• Aim: Search the material below for the word "this". Copy every line that has it.

Start of Records for the exercise

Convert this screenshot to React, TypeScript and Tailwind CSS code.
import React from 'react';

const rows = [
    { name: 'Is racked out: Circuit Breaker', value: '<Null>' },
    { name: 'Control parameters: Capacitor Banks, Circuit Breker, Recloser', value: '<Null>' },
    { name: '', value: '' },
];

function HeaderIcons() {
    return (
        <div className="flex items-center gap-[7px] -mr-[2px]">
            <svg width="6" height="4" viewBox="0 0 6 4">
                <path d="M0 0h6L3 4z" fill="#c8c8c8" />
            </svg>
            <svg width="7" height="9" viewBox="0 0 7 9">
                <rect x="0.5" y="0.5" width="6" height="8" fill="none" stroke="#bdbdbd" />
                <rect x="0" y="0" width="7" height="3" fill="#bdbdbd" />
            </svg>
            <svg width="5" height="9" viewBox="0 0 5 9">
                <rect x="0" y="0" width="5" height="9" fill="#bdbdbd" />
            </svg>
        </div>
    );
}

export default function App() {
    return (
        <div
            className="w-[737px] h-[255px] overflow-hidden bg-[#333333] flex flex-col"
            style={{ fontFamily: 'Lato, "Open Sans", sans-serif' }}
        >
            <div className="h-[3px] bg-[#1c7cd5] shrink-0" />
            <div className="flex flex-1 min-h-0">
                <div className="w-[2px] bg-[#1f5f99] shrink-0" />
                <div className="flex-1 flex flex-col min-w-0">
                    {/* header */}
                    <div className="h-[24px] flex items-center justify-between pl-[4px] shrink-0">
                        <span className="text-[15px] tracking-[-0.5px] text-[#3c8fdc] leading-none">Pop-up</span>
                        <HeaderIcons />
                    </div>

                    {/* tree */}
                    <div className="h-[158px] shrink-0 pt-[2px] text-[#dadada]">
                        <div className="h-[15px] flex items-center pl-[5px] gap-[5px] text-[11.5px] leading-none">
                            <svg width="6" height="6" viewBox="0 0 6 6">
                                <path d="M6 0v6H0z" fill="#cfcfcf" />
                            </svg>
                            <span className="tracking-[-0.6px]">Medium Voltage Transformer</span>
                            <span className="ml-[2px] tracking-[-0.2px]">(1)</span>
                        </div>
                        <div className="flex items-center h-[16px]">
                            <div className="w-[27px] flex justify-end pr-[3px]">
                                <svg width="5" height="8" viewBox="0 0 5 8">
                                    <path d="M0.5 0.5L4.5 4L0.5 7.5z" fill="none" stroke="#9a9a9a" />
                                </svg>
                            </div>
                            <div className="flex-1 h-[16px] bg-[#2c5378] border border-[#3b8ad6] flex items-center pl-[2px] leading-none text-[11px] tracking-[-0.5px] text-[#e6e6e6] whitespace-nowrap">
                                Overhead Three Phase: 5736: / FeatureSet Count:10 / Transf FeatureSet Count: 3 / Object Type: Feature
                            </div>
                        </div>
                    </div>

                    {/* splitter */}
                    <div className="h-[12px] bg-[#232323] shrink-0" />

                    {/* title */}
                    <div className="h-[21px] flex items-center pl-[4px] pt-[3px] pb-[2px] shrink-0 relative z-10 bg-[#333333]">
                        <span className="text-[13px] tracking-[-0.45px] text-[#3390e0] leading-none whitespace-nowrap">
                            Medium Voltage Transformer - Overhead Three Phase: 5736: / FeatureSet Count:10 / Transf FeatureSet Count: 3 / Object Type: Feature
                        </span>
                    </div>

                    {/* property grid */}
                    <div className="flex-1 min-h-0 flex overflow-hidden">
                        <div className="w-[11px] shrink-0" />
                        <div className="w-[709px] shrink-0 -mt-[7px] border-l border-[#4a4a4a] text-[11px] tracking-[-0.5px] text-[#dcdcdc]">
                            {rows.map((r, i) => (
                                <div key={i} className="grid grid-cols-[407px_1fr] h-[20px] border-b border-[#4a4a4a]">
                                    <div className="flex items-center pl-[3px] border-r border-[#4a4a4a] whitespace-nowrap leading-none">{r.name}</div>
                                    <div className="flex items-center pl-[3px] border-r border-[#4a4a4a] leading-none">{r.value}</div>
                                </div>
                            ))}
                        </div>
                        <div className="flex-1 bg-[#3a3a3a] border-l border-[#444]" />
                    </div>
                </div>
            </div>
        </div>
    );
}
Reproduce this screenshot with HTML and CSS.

End of Records for the exercise

• Task output:
Convert this screenshot to React, TypeScript and Tailwind CSS code.
Reproduce this screenshot with HTML and CSS.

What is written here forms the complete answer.